Secretary of State TODD ROKITA (Indiana): There are burdens to register to vote; there are burdens in gas or shoe leather in going to the polls. That doesn't mean they were disenfranchised. They chose not to go through the parameters for voting in person on Election Day that required in Indiana.
TOTENBERG: State Attorney General Carter adds that even though registered voters without proper ID must take extra steps to legitimize their votes...
Attorney General CARTER: The elections don't sneak up on any of us. There is an opportunity to start that process if need be several weeks or months before the election.
TOTENBERG: There are no hard figures on how many eligible voters are without any current state or federal government photo ID. The state points out that in the hotly contested 2006 federal election in Indiana, voter participation was up by 2 percent.
But the Census Bureau and the Federal Highway Transportation Agency estimate that across the country, about 11 percent of voting-age citizens, some 21 million Americans, lack any form of current government-issued photo ID. The ubiquitous driver's license doesn't exist for many city dwellers who use public transportation, or for those too poor to own a car, or for senior citizens who no longer drive.

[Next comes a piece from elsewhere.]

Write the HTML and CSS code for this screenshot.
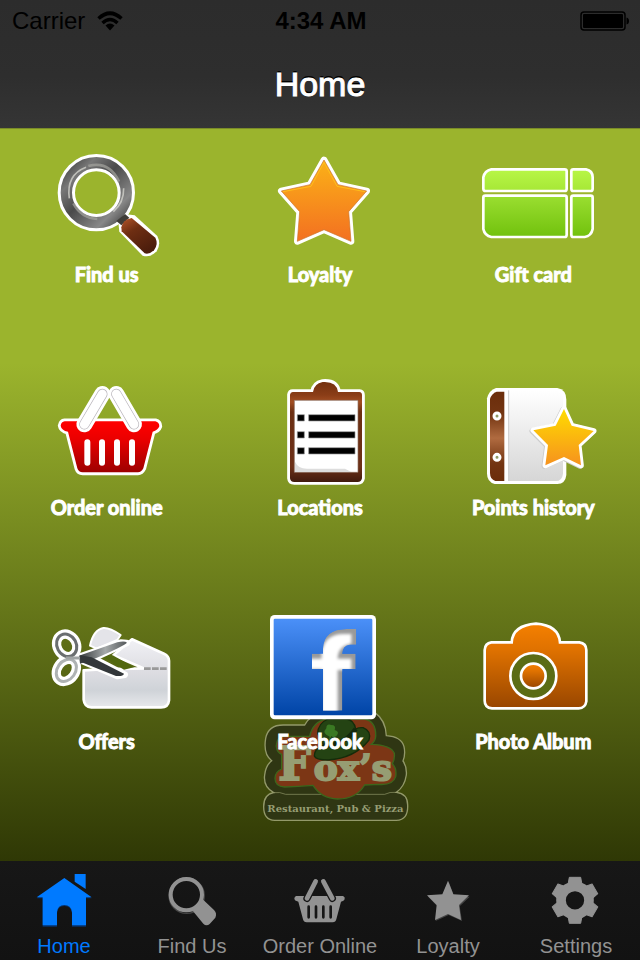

The lower courts have come to different conclusions about voter ID laws in different states. Some laws have been struck down and some upheld. Without exception, though, the judges have cast their votes along party lines, with Republican appointees in favor of the voter ID laws and Democratic appointees against. Now, with the legacy of Bush versus Gore lurking in the background, the Supreme Court is poised to pack another political punch.
Nina Totenberg, NPR News, Washington.